Herrmann: Anregungen für die Statuen könnten aus dem Raum rings um die Adria gekommen sein. Doch haben wir keine direkte oder indirekte schriftliche Überlieferung dafür. Aber wir haben in den Hochkulturen im Mittelmeerraum Heiligtümer, die sich aus einem Ahnengrab entwickelt haben ? etwa das Grab des Pelops auf der Peloponnes. Wir haben hier am Glauberg eigentlich dasselbe: Ein Grab der Ahnen, die in ihren Statuen verehrt wurden. Über die paar Fundstücke hinaus müssen wir die Anlage vor diesem antiken geistigen Hintergrund sehen.
Spektrum: Gibt es vergleichbare Anlagen der frühen Kelten?
Herrmann: Die Schwierigkeit ist: Es gibt nichts wirklich Vergleichbares. Wir können nur vermuten. Doch spricht alles dafür, dass es sich am Glauberg um eine sakrale Anlage handelt.
Spektrum: Und die Prozessionsstraße?
Herrmann: Eine solche gibt es nicht nur in den altorientalischen Kulturen, sondern überall, sogar in China. Es scheint, dass Menschen, wenn sie einen besonders ausgezeichneten Punkt hatten, auch den Zugang zu diesem besonders gestalteten. Hier sind es zwei parallele Gräben, die in den Kreisgraben des Grabhügels einmünden und die zwischen sich einen Raum von zehn Meter Breite frei lassen.

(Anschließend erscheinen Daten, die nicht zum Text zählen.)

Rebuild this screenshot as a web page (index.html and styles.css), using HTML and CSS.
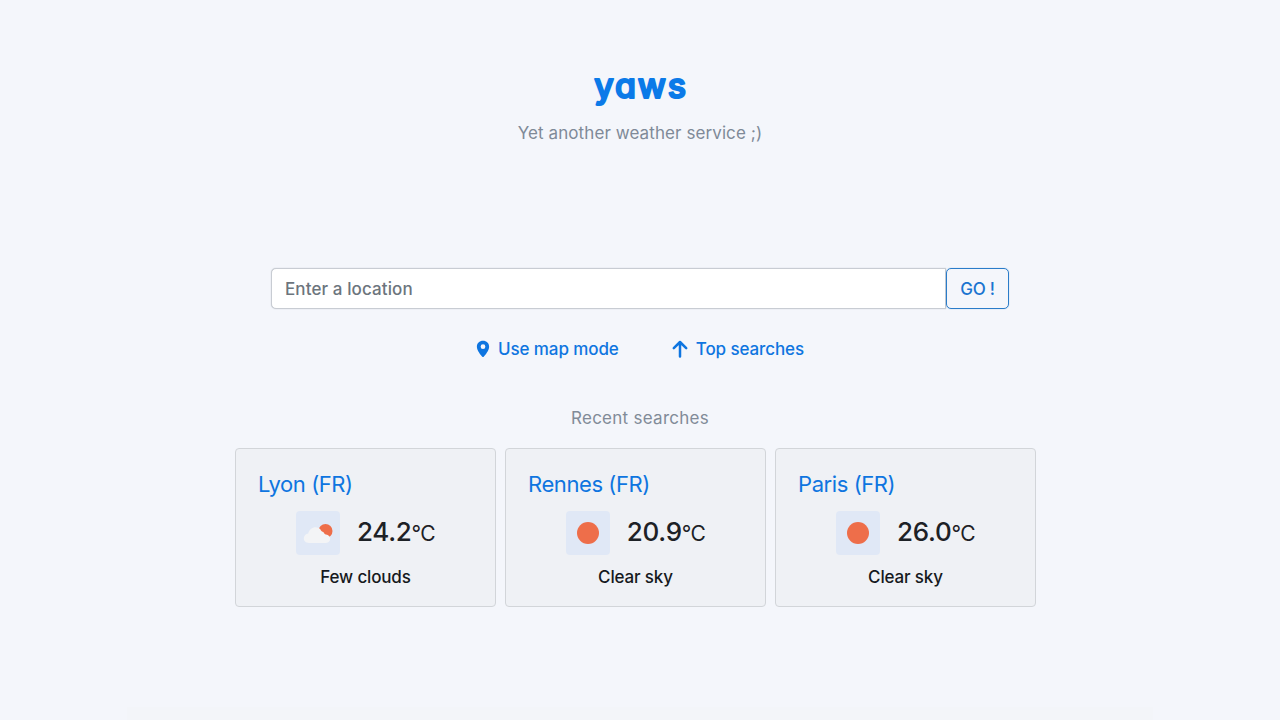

Spektrum: In welche Richtung werden die Forschungen am Glauberg in den kommenden Jahren gehen?
Herrmann: Wir haben uns bemüht, einen gewissen Abschluss zu finden ? jedoch im vollen Bewusstsein, dass das meiste noch unbekannt ist. Nur durch die Geomagnetik haben wir beispielsweise 1999 den kleineren, zweiten Grabhügel entdeckt. Was durch Geophysik, Geomagnetik und Geoelektrik möglich ist, das haben wir rausgeholt. Doch wissen wir über die Annexwälle im Bereich des Wasserreservoirs noch kaum Bescheid. Die Analyse des in der Schnabelkanne aus Grab 1 nachgewiesenen Honigs, der Pollen verschiedener Blütenpflanzen enthält, könnte Hinweise auf die Größe des Herrschaftsgebietes der Keltenfürsten vom Glauberg erbringen.
Spektrum: Haben die Entdeckungen am Glauberg zu verstärkten Forschungen an anderen keltischen Stätten geführt?
Herrmann: Ja. Sie waren schon sehr anregend für weitere Stätten. Etwa für die Heuneburg an der oberen Donau. Dort gibt es ebenfalls Grabenanlagen, deren Datierung bislang unklar war und die jetzt in die Zeit der Glauberger Anlage gestellt werden. Und in Hochdorf wurden extra um den Grabhügel herum nochmals Untersuchungen durchgeführt, die jedoch keine derartigen Grabenanlagen wie am Glauberg erbrachten. Doch bin ich ganz sicher, dass es Vorstufen zu der Glauberger Anlage gegeben hat. Nur gefunden wurde noch nichts.